5Step 5: Conclusion: Determine the Solution Set

Since the rational expression is always positive and can never be negative, the solution set for the inequality is an empty set, $\emptyset$.

Key Concepts

Numerator and Denominator AnalysisSolution Set DeterminationPositive and Negative Quotients

Numerator and Denominator Analysis

When solving rational inequalities, it's crucial to first dissect both the numerator and the denominator. This analysis helps us understand their respective signs over a given domain of values. For example, in the expression $ \frac{x^4 + x^2 + 3}{x^2 + 2} $, let's break it down:

The numerator $ x^4 + x^2 + 3 $ includes terms like $ x^4 $ and $ x^2 $, which are always non-negative. Adding $ 3 $, a positive constant, cements the entire numerator as a positive quantity for all real $ x $.
The denominator $ x^2 + 2 $ consists of $ x^2 $, also non-negative, and $ 2 $, a positive number. Consequently, the denominator remains positive for every real number $ x $.

Understanding that both expressions don't change sign and remain positive simplifies solving the inequality.

Solution Set Determination

After analyzing the expressions involved, the next step is to determine the solution set of the inequality. With the rational inequality $ \frac{x^4 + x^2 + 3}{x^2 + 2} < 0 $, we leverage our analysis:

Given that both the numerator and denominator are positive, the entire expression $ \frac{x^4 + x^2 + 3}{x^2 + 2} $ is positive for any real number $ x $.
The inequality asks for places where this expression is negative—less than zero. However, since it's always positive, there's no possible 'x' that can satisfy the condition $ <0 $.
Thus, we conclude the solution set is empty ($ \emptyset $). There are no real numbers that satisfy the inequality.

Recognizing a no-solution scenario is just as vital as finding solutions, illustrating the need for deep analysis.
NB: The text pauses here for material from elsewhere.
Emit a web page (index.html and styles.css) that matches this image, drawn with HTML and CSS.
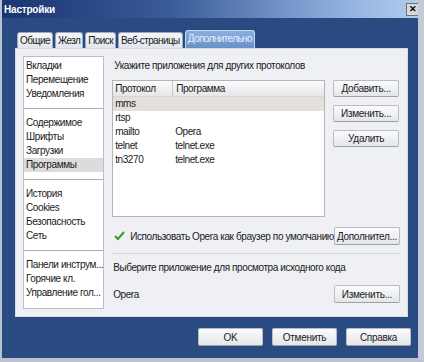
FILE: index.html
```html
<!DOCTYPE html>
<html lang="ru">
<head>
    <meta charset="UTF-8">
    <title>Настройки</title>
    <link rel="stylesheet" href="styles.css">
</head>
<body>
    <div class="window">
        <div class="titlebar">
            <span class="title">Настройки</span>
            <span class="close">&#x2715;</span>
        </div>

        <!-- Вкладки -->
        <div class="tabs">
            <div class="tab">Общие</div>
            <div class="tab">Жезл</div>
            <div class="tab">Поиск</div>
            <div class="tab">Веб-страницы</div>
            <div class="tab active">Дополнительно</div>
        </div>

        <div class="panel">
            <div class="side-list">
                <div class="group">
                    <div class="item">Вкладки</div>
                    <div class="item">Перемещение</div>
                    <div class="item">Уведомления</div>
                </div>
                <div class="group">
                    <div class="item">Содержимое</div>
                    <div class="item">Шрифты</div>
                    <div class="item">Загрузки</div>
                    <div class="item selected">Программы</div>
                </div>
                <div class="group">
                    <div class="item">История</div>
                    <div class="item">Cookies</div>
                    <div class="item">Безопасность</div>
                    <div class="item">Сеть</div>
                </div>
                <div class="group last">
                    <div class="item">Панели инструм...</div>
                    <div class="item">Горячие кл.</div>
                    <div class="item">Управление гол...</div>
                </div>
            </div>

            <div class="content">
                <div class="label top-label">Укажите приложения для других протоколов</div>
                <div class="protocols">
                    <div class="table">
                        <div class="row head">
                            <div class="col1">Протокол</div>
                            <div class="col2">Программа</div>
                        </div>
                        <div class="row selected"><div class="col1">mms</div><div class="col2"></div></div>
                        <div class="row"><div class="col1">rtsp</div><div class="col2"></div></div>
                        <div class="row"><div class="col1">mailto</div><div class="col2">Opera</div></div>
                        <div class="row"><div class="col1">telnet</div><div class="col2">telnet.exe</div></div>
                        <div class="row"><div class="col1">tn3270</div><div class="col2">telnet.exe</div></div>
                    </div>
                    <div class="side-buttons">
                        <button class="btn">Добавить...</button>
                        <button class="btn">Изменить...</button>
                        <button class="btn">Удалить</button>
                    </div>
                </div>

                <div class="default-row">
                    <span class="check">
                        <svg width="11" height="10" viewBox="0 0 11 10"><path d="M1 5 L4 8 L10 1" fill="none" stroke="#3c9a1c" stroke-width="2"/></svg>
                    </span>
                    <span class="label check-label">Использовать Opera как браузер по умолчанию</span>
                    <button class="btn">Дополнител...</button>
                </div>

                <div class="divider"></div>

                <div class="label source-label">Выберите приложение для просмотра исходного кода</div>
                <div class="source-row">
                    <span class="label">Opera</span>
                    <button class="btn">Изменить...</button>
                </div>
            </div>
        </div>

        <div class="footer">
            <button class="btn wide">OK</button>
            <button class="btn wide">Отменить</button>
            <button class="btn wide">Справка</button>
        </div>
    </div>
</body>
</html>
```

FILE: styles.css
```css
body {
    margin: 0;
    padding: 0;
    font-family: "Liberation Sans", Arial, sans-serif;
    font-size: 10px;
    letter-spacing: -0.4px;
    color: #1a1a1a;
}
.window {
    width: 424px;
    height: 362px;
    box-sizing: border-box;
    background-color: #2a4a82;
    border-left: 2px solid #b8c2d4;
    border-right: 6px solid #c4cad6;
    border-bottom: 4px solid #bcc2ce;
    position: relative;
    overflow: hidden;
}
.titlebar {
    height: 18px;
    display: flex;
    align-items: center;
    justify-content: space-between;
    padding: 0 4px 0 2px;
    background: linear-gradient(to right, #1a3570 0%, #3a5c98 40%, #8fb0de 80%, #b4cdee 100%);
    margin-right: -6px;
}
.title {
    color: #ffffff;
    font-weight: bold;
    font-size: 10px;
    letter-spacing: -0.2px;
}
.close {
    width: 12px;
    height: 11px;
    background-color: #d8d8d8;
    border: 1px solid #707070;
    font-size: 9px;
    font-weight: bold;
    letter-spacing: 0;
    line-height: 11px;
    text-align: center;
    color: #000;
}
.tabs {
    display: flex;
    align-items: flex-end;
    gap: 2px;
    margin: 13px 0 0 15px;
    height: 17px;
}
.tab {
    height: 15px;
    line-height: 16px;
    padding: 0 2px;
    letter-spacing: -0.6px;
    background: linear-gradient(#f4f6f9, #e2e6ec);
    border: 1px solid #9aa8bf;
    border-bottom: none;
    border-radius: 3px 3px 0 0;
    color: #1a1a1a;
}
.tab.active {
    height: 17px;
    line-height: 16px;
    background: linear-gradient(#8ab0e0, #6890c8);
    border-color: #c6d6ee;
    color: #e8f0fb;
    padding: 0 2px;
}
.panel {
    margin-left: 13px;
    width: 393px;
    height: 269px;
    box-sizing: border-box;
    background-color: #eef0f4;
    border: 1px solid #d6dbe4;
    display: flex;
    padding: 7px 7px 0 7px;
}
.side-list {
    width: 82px;
    height: 253px;
    box-sizing: border-box;
    background-color: #ffffff;
    border: 1px solid #b9bec8;
    padding-top: 2px;
}
.group {
    padding-bottom: 7px;
    margin-bottom: 7px;
    border-bottom: 1px solid #a8adb6;
}
.group.last {
    border-bottom: none;
}
.item {
    height: 14px;
    line-height: 14px;
    padding-left: 2px;
    white-space: nowrap;
    overflow: hidden;
}
.item.selected {
    background-color: #dcdcdc;
}
.content {
    flex: 1;
    padding-left: 8px;
}
.label {
    white-space: nowrap;
}
.top-label {
    height: 14px;
    line-height: 14px;
    margin-top: 3px;
    padding-left: 2px;
}
.protocols {
    display: flex;
    margin-top: 7px;
}
.table {
    width: 213px;
    height: 137px;
    box-sizing: border-box;
    background-color: #ffffff;
    border: 1px solid #b0b5bd;
}
.row {
    display: flex;
    height: 14px;
    line-height: 14px;
}
.row.head {
    height: 15px;
    line-height: 15px;
    background: linear-gradient(#fbfbfb, #e6e6e8);
    border-bottom: 1px solid #d6d6d6;
}
.row.selected {
    background-color: #e4e0dc;
}
.col1 {
    width: 57px;
    padding-left: 2px;
}
.row.head .col1 {
    border-right: 1px solid #c8c8c8;
}
.col2 {
    padding-left: 3px;
}
.side-buttons {
    display: flex;
    flex-direction: column;
    gap: 8px;
    margin-left: 8px;
}
.btn {
    width: 66px;
    height: 17px;
    padding: 0;
    font-family: "Liberation Sans", Arial, sans-serif;
    font-size: 10px;
    letter-spacing: -0.3px;
    color: #1a1a1a;
    background: linear-gradient(#fbfbfc, #e4e6ea);
    border: 1px solid #b8bcc4;
    border-bottom-color: #9ca0a8;
    border-radius: 2px;
    white-space: nowrap;
}
.default-row {
    display: flex;
    align-items: center;
    margin-top: 10px;
    height: 18px;
}
.check {
    width: 16px;
    display: flex;
    align-items: center;
    padding-left: 2px;
}
.check-label {
    flex: 1;
}
.default-row .btn,
.source-row .btn {
    height: 18px;
    margin-right: 1px;
}
.divider {
    height: 1px;
    background-color: #d4d8de;
    margin: 8px 1px 0 0;
}
.source-label {
    margin-top: 7px;
    height: 14px;
    line-height: 14px;
    padding-left: 1px;
}
.source-row {
    display: flex;
    align-items: center;
    justify-content: space-between;
    margin-top: 10px;
    height: 18px;
    padding-left: 1px;
}
.footer {
    display: flex;
    justify-content: flex-end;
    gap: 9px;
    padding: 11px 7px 0 0;
}
.btn.wide {
    width: 65px;
    height: 18px;
}
```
Positive and Negative Quotients

Understanding how quotients behave, especially in terms of positivity and negativity, is key in rational inequalities. Here's a quick breakdown:

A quotient of two positive numbers remains positive. Therefore, if the numerator and the denominator of a fraction are both positive across a domain, their quotient is inevitably positive.
Similarly, a quotient where one component is negative and the other is positive yields a negative quotient. If both are negative, the quotient turns positive again, following the double-negative rule.
For $ \frac{x^4 + x^2 + 3}{x^2 + 2} $, since neither the numerator nor the denominator crosses into negative values, knowing this helps despite the inequality's request for negativity.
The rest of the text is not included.